How One Senior Lives Out the Mission Inspired by NDP’s Founding Order
Every morning during the week of October 20, Notre Dame Preparatory School Senior Taylor Foltz shared stories about the School Sisters of Notre Dame (SSND) over the morning announcements. They told of courageous women—from as far back as 1833 to as current as 2023—who have been grounded in faith, motivated by mission, and inspired to change the world.
The stories Foltz shared were part of a week-long buildup to Friday, October 24, SSND Foundation Day, when the NDP community joined together at liturgy to celebrate the order that founded our beloved school. This year’s SSND Foundation Day was also marked by a historic first for NDP and the SSND: the school’s first lay leader in NDP’s 152-year history, Dr. Angela Allen, was officially installed as the 10th Head of School.

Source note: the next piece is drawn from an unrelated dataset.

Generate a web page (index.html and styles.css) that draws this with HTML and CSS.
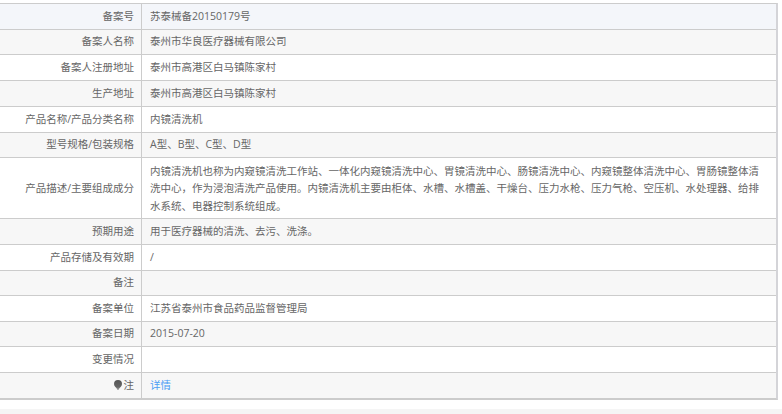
FILE: index.html
```html
<!DOCTYPE html>
<html lang="zh-CN">
<head>
<meta charset="utf-8">
<title>备案信息</title>
<link rel="stylesheet" href="styles.css">
</head>
<body>
<main class="sheet">
<table class="info">
<colgroup><col class="col-label"><col></colgroup>
<tbody>
<tr class="first narrow"><th>备案号</th><td>苏泰械备20150179号</td></tr>
<tr class="narrow"><th>备案人名称</th><td>泰州市华良医疗器械有限公司</td></tr>
<tr><th>备案人注册地址</th><td>泰州市高港区白马镇陈家村</td></tr>
<tr><th>生产地址</th><td>泰州市高港区白马镇陈家村</td></tr>
<tr><th>产品名称/产品分类名称</th><td>内镜清洗机</td></tr>
<tr class="narrow"><th>型号规格/包装规格</th><td>A型、B型、C型、D型</td></tr>
<tr class="tall"><th>产品描述/主要组成成分</th><td>内镜清洗机也称为内窥镜清洗工作站、一体化内窥镜清洗中心、胃镜清洗中心、肠镜清洗中心、内窥镜整体清洗中心、胃肠镜整体清洗中心，作为浸泡清洗产品使用。内镜清洗机主要由柜体、水槽、水槽盖、干燥台、压力水枪、压力气枪、空压机、水处理器、给排水系统、电器控制系统组成。</td></tr>
<tr><th>预期用途</th><td>用于医疗器械的清洗、去污、洗涤。</td></tr>
<tr><th>产品存储及有效期</th><td>/</td></tr>
<tr class="narrow"><th>备注</th><td></td></tr>
<tr><th>备案单位</th><td>江苏省泰州市食品药品监督管理局</td></tr>
<tr class="narrow"><th>备案日期</th><td>2015-07-20</td></tr>
<tr><th>变更情况</th><td></td></tr>
<tr><th><svg class="pin" viewBox="0 0 8 10" aria-hidden="true"><defs><linearGradient id="pin-shade" x1="0" y1="0" x2="0" y2="1"><stop offset="0" stop-color="#555"/><stop offset="0.7" stop-color="#666"/><stop offset="1" stop-color="#aaa"/></linearGradient></defs><path fill="url(#pin-shade)" d="M4 0a4 4 0 0 1 4 4C8 6.500 5.400 7.500 4.500 10h-1C2.600 7.500 0 6.500 0 4a4 4 0 0 1 4-4z"/></svg>注</th><td><a href="#">详情</a></td></tr>
</tbody>
</table>
</main>
<div class="foot"></div>
</body>
</html>
```
FILE: styles.css
```css
html, body {
  margin: 0;
  padding: 0;
  background: #fff;
}
body {
  height: 414px;
  overflow: hidden;
  font-family: "Open Sans", "Noto Sans CJK SC", sans-serif;
  font-size: 10.5px;
  color: #666;
}
.sheet {
  padding-top: 3px;
  width: 778px;
}
.info {
  width: 100%;
  table-layout: fixed;
  border-collapse: separate;
  border-spacing: 0;
  border-top: 1px solid #ccc;
  border-right: 2px solid #d4d4d8;
  border-bottom: 2px solid #ccc;
}
.col-label {
  width: 142px;
}
.info th, .info td {
  height: 26px;
  padding: 0;
  border-top: 1px solid #ccc;
  line-height: 17.300px;
  box-sizing: border-box;
  font-weight: 400;
}
.info .narrow th, .info .narrow td {
  height: 25px;
}
.info .first th, .info .first td {
  border-top: 0;
  background: #f4f6fa;
}
.info th {
  text-align: right;
  padding-right: 7px;
  border-right: 1px solid #ccc;
}
.info td {
  text-align: left;
  padding-left: 8px;
  padding-right: 8px;
}
.info tr:nth-child(even) th, .info tr:nth-child(even) td {
  background: #f7f7f7;
}
.info .tall th, .info .tall td {
  height: 61px;
  padding-top: 2px;
}
.info a {
  color: #4a9df5;
  text-decoration: none;
}
.pin {
  width: 8px;
  height: 10px;
  margin-right: 2px;
  vertical-align: -1px;
}
.foot {
  margin-top: 9px;
  height: 10px;
  background: #f5f5f5;
}
```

For Foltz, coming to know the values and mission of the SSND have helped focus her own spirituality, which she says “took off” once she arrived here as a seventh grader out of public school. Her first semester at NDP was spent at home because of COVID; most other students came back to campus after the first quarter that year, but Foltz elected to remain home the full semester because of some family health matters. As evidence of God working through the NDP community, she points to the moment when she, knowing no one, arrived on campus in January 2021 and was instantly welcomed.
“All were genuinely there to help me adjust,” she says. “And I think that’s because faith grounds [the NDP community.]”
For Foltz, the SSND values imbued in NDP’s mission foster faith, inspiring all to strive for transformation, much like the sisters—many of whom are well beyond traditional retirement age—who persist each day in their ministries, demonstrating, “It’s never too late to enact change.”
Foltz is active in numerous NDP service clubs, participates in the school’s Campus Ministry program, and volunteers extensively with her parish, St. Ignatius of Hickory, where she is a peer minister and has traveled to Appalachia on three service trips. Next year she plans to attend a Catholic college where she will study chemistry and business with the intention of one day creating a company providing affordable, natural, and ethically sourced skin care products. “I want to root my business in faith, everything from the products to the packaging.”
The SSND have provided the grounding for Foltz, who sees their mission of women-centric education and care for the environment as tenets that not only she, but everyone, regardless of personal faith, can get behind and live out daily.
“The SSND ground their principles in universal values.”